Every year, Survival Kit takes place in partially abandoned spaces, initially drawing attention to the economic turmoil and the problem of unused spaces in Riga, but in recent years, it has also increasingly interacted with meanings that are produced by spaces’ former functions. Vidzemes Market, where Survival Kit 14 took place, in part functions as a stereotypical metaphor for the Eastern market, although architecturally, I associate it more with the ceiling of the Musée d’Orsay.

Some works are deliberately scattered all over the space, like Šejla Kameric’s stunning excerpts from the ‘Survival Guide’– a guide for extreme urban conditions and human resilience–based on evidence from the 1992-1996 siege of Sarajevo. These excerpts unexpectedly strike the visitors with phrases like ‘how to survive, but also how to die’, ‘Shocking. Difficult. Sickening. Brueghel and Chagall at the same time’, ‘markets were the aggressors’ favourite targets’ on the building’s walls, windows and floor. Kameric’s work literally and spatially illustrates the tension of distance while simultaneously repeating the market’s chaotic nature.

The context of the venue also appears in Evita Vasiljeva’s installation Illogical conclusions from accurate assumptions, where absurd models of utopian architecture interact in a visually expressive way with fruits and berries that come from other countries out of season and become “exotic” guests in Latvia.

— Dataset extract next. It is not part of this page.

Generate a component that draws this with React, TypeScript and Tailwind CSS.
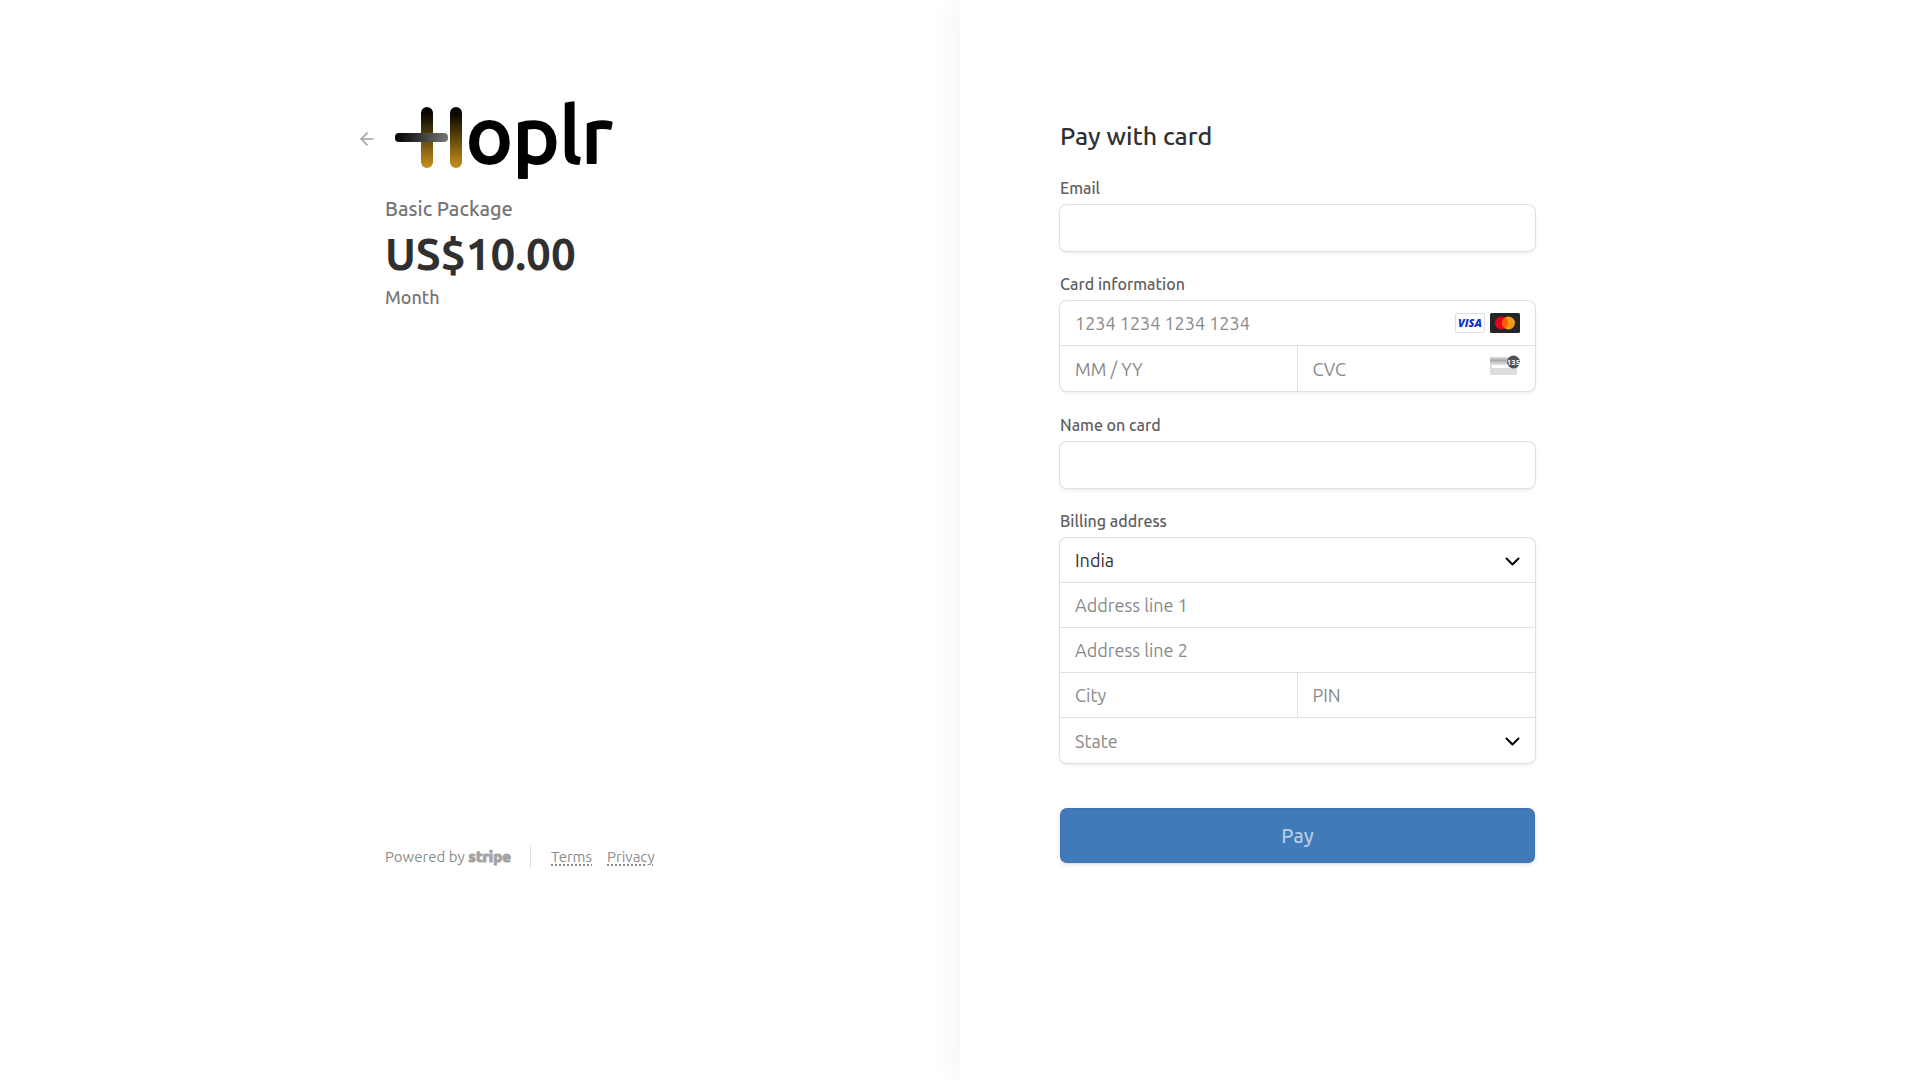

In their curatorial statement, curators use the metaphor of the market to explore the possibility of friendships outside the conditions of the market: ‘What new kinds of transactions might be supported, based on exchange and gifting or fragmentation and impossibility?’. These seem to be relevant questions in all times and circumstances, but perhaps there is more “distance” in contemporary friendships than ever before, and perhaps the exhibition’s concept will evolve from an exaggerated approach to a normative definition of friendship.